Image courtesy of KOAA.com
The Mission of Two Colorado Districts
The schools in each district have decided to solicit the help of local businesses in the form of save haven posters designed to alert potential bullying victims of a safe refuge. In the city district (D60) the goal is to set up 10 such businesses around each school zone, for a total of 350 businesses. These will include restaurants, retail stores, and any other areas where the students of each school congregate outside of school hours.
The effort for D70, as a primarily rural district, however, is a bit different. Fewer of their students walk to school each day, but that doesn’t mean that they do not spend off-hours in common areas. D70 has already made overtures to common hangout spots such as the local YMCA, libraries, and Boys & Girls Club as well as several convenience stores in the areas of their schools.
Ultimately, the mission of this movement is to give the children who are victims of bullying a safe, easy place to run. Store owners and employees are not asked to intervene in the conflict, but simply to allow the victims sanctuary for a reasonable period of time. This can allow them the opportunity to call a parent, for example, who can remove them from the situation.
The Safe Haven Movement
One of the biggest issues surrounding bullying in schools is that the environment of many public and private institutions has grown around a general support for bullying. This is because of both the school’s architecture as well as attitudes of those within it. Up until the recent movement to stop bullying spawned in the last decade, the attitude that bullying was simply “part of growing up” predominated. Therefore, many opportunistic bullies were able to continue to prey on their victims in the classroom corners and the deserted hallways and bathrooms of their schools. They were likewise able to take this abuse outside of the school – threatening victims who dared enter what they considered their own “spots” to spend time.
In many ways, school and the other areas that students frequent became bullying havens, rather than safe havens. However, the treat of a “teacher around the corner” inside of school was neutralized in public, making those places scarier for victims.

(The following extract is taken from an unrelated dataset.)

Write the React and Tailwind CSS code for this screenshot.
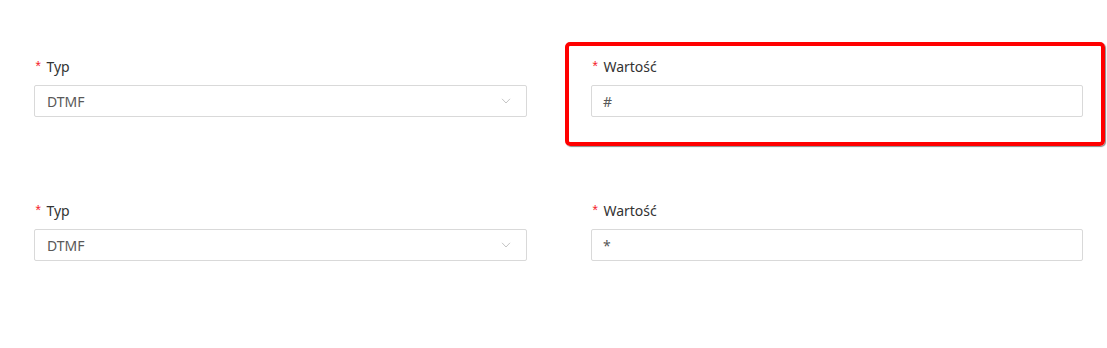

This is why the choice made by these Colorado districts is so important – by pairing with the public to stamp out bullying, in school and out, they move away from the attitudes that these actions are “okay” and begin to work together with the proverbial village to help all children involved in bullying. The movement towards creating these safe havens now seems especially significant as we begin to study the long term effects that bullying has on both bully and victim. Hopefully, these actions in Colorado will encourage more people and businesses to stand up to bullying and make safe havens the norm rather than the exception.